The afterburners of jet fighters – two – heading beyond the coast – a sound that scolds the ears – something floats just below the surface of the reservoir – signage warns of mysterious and deadly algae, of the perils of swimming – the water is colder than the sea – recent debris – those few warm days before Easter have left their archaeology – the gutted remnants of a disposable grill, tins of fruit laced cider – I hold my hand close to the ashes but the ashes radiate no heat.

A concrete ramp into the water – other debris – fluff, butts, parts of birds, hay – a moorhen scoots through it all, ducks are coupling in green wave laps – a depth gauge below the strandline – a sudden plop – a child from elsewhere has hurled a pebble – he’s got the knack, a real pelt – the next pebble is launched and hits the surface with enough angle to skim – four elegant bounces then down into the depths.

There’s a boating club situated in the northwest corner – nothing doing, only the rattle and ping of ropes and metal, the clatter of rigging – from somewhere, a single thrilling curlew – two long hairs, about 17 bimble by with rucksacks and skateboards – I step aside, after you, gentlemen – one, the red haired one, replies “why, thank you sir” – I think he was born the year I went to university – blimey.

A turret sticks out of the water – there’s a pier out to it secured with anti-climb paint and razor wire, numerous danger signs, cameras – the tower is for the limnologists, who study the ecosystems of the inland – presumably, the inner workings of the limnological tower extend under the surface – I imagine there are all manner of dials and equipment within – brass things and gauges, clipboards of obscure but essential readings, lab coats.

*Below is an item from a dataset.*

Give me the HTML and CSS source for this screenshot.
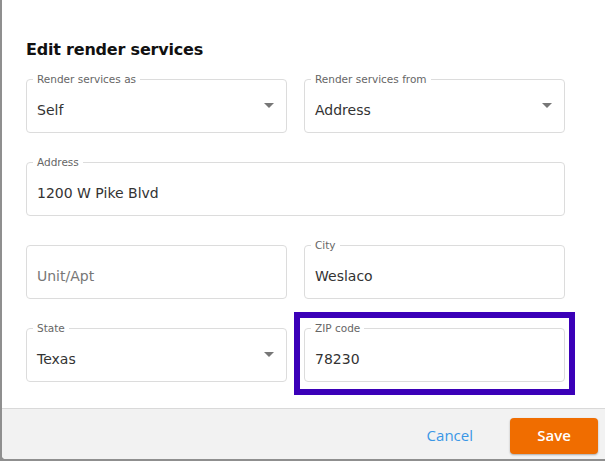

Local kids scaled the limnological tower in the summer after the first lockdown – a photograph from the Grimsby Telegraph – disposable barbecues, fruit ciders. The sky clearing but still fast – the water shifts from black to ultramarine, the shape of the waves, the shape of cut obsidian – the temperature drops, sharper than raw – clouds low to the west dumping something over the top of the Wolds and in the direction of Stock’s Furlong, the squall devouring the stand of Scot’s pine that marks Beesby Top – ugly weather moving quick. I trudge on at pace to keep warm – the sun is out over the south but that system is closing in – looming high and deep – there’s a fella hunched in the concrete watching the birds clear off – a hard shower cuts the reservoir in half, sleety drizzle coming in sideways – rain in Hodgson brushstrokes – the fella clears off, back to a van parked down the slope – you’d hope he has a flask to hand.

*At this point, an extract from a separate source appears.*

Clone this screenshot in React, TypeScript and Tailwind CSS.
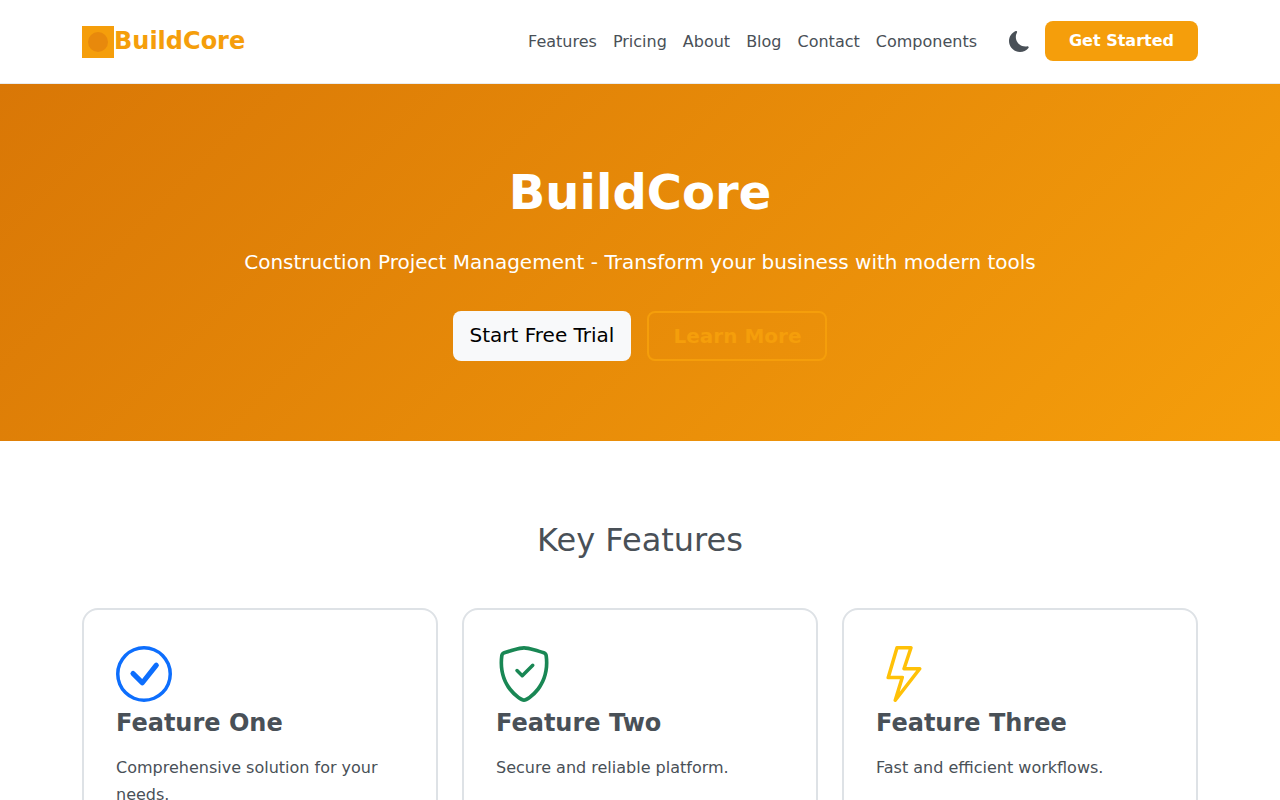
import { BsCheckCircle, BsLightning, BsMoonFill, BsShieldCheck } from "react-icons/bs";

const links = ["Features", "Pricing", "About", "Blog", "Contact", "Components"];

const features = [
  { title: "Feature One", text: "Comprehensive solution for your needs.", icon: <BsCheckCircle size={56} color="#0d6efd" /> },
  { title: "Feature Two", text: "Secure and reliable platform.", icon: <BsShieldCheck size={56} color="#198754" /> },
  { title: "Feature Three", text: "Fast and efficient workflows.", icon: <BsLightning size={56} color="#ffc107" /> },
];

export default function App() {
  return (
    <div className="bg-white text-[#495057] font-['DejaVu_Sans',sans-serif]">
      <nav className="h-[84px] border-b border-[#e9ecef] bg-white">
        <div className="w-[1116px] h-[82px] mx-auto flex items-center justify-between">
          <a className="flex items-center text-2xl font-bold text-[#f59e0b] leading-8">
            <span className="w-8 h-8 mt-[2px] bg-[#f59e0b] flex items-center justify-center">
              <span className="w-5 h-5 rounded-full bg-[#e8890c]" />
            </span>
            BuildCore
          </a>
          <div className="flex items-center">
            <ul className="flex items-center gap-4 text-base mt-[1px]">
              {links.map((l) => (
                <li key={l}>{l}</li>
              ))}
            </ul>
            <BsMoonFill size={21} color="#495057" className="ml-[32px] mt-[1px]" />
            <button className="ml-[15px] w-[153px] h-10 rounded-lg bg-[#f59e0b] text-white font-bold text-base">Get Started</button>
          </div>
        </div>
      </nav>

      <section className="h-[357px] bg-linear-[135deg] from-[#d97706] to-[#f59e0b] flex flex-col items-center pt-[79px] text-white">
        <h1 className="text-5xl font-bold leading-[58px]">BuildCore</h1>
        <p className="mt-[26px] text-xl leading-[30px]">Construction Project Management - Transform your business with modern tools</p>
        <div className="mt-[34px] flex gap-4">
          <button className="w-[178px] h-[50px] pb-[2px] rounded-lg bg-[#f8f9fa] text-black text-xl">Start Free Trial</button>
          <button className="w-[180px] h-[50px] pl-[1px] rounded-lg border-2 border-[#f59e0b] text-[#f59e0b] text-xl font-bold">Learn More</button>
        </div>
      </section>

      <section className="pt-[80px] pb-20">
        <h2 className="text-center text-[32px] leading-[38px]">Key Features</h2>
        <div className="w-[1116px] mx-auto mt-[49px] grid grid-cols-3 gap-6">
          {features.map((f) => (
            <div key={f.title} className="border-2 border-[#dee2e6] rounded-2xl p-8 pt-9 bg-white">
              {f.icon}
              <h3 className="mt-[5px] text-2xl font-bold leading-[33px]">{f.title}</h3>
              <p className="mt-[14px] text-base leading-[27px]">{f.text}</p>
            </div>
          ))}
        </div>
      </section>
    </div>
  );
}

The short building of the boat club is all shuttered up – the familiar signs – behind it is a little shipyard – skiffs and wind surfing things – cobwebby fibreglass sunfaded – wind howling on ropes and tarpaulins – a great blue sheet flapping where the grommet is torn – a small, fast bird flies from a canoe – perhaps the canoe shields a nest – across the plain, the main road to Humber is beneath the action of falling clouds – might be time to head to shelter – there was a bird hide around here, gone now – would have been an ideal place to bunker down, fire up some noodles.

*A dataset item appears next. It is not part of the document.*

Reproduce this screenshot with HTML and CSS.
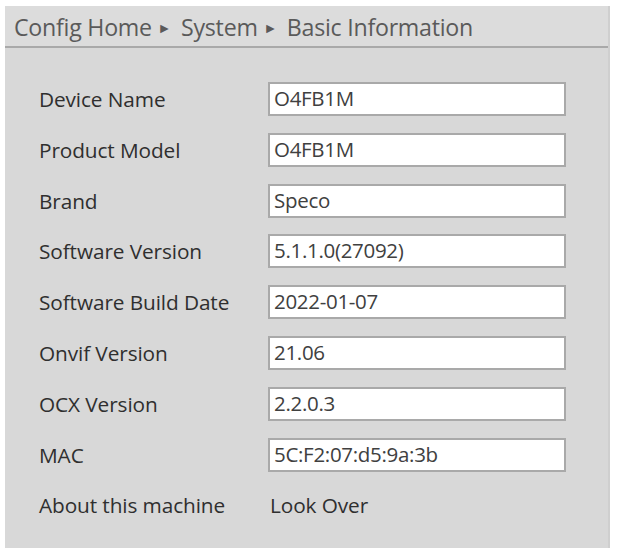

Collar up – I’ve got to face the weather and get into it – a few full breaths of proper snow, turning to hail, then rain – a rush of starlings then the sun comes out as I reach the stile at the south bank of the reservoir – the weather already heading out towards the North Sea. Two jet fighters come in low, heading south west – you can set a watch by them – two fighters always return to base around quarter past three, low enough to make out livery – a field of oilseed bright and bold framed on two sides with black trees – a man sits at the open boot of a Volvo, checking camera equipment – the boot closes and he trudges up the slope and a squadron of ducks swirl down, wings braking, landing gear lowered.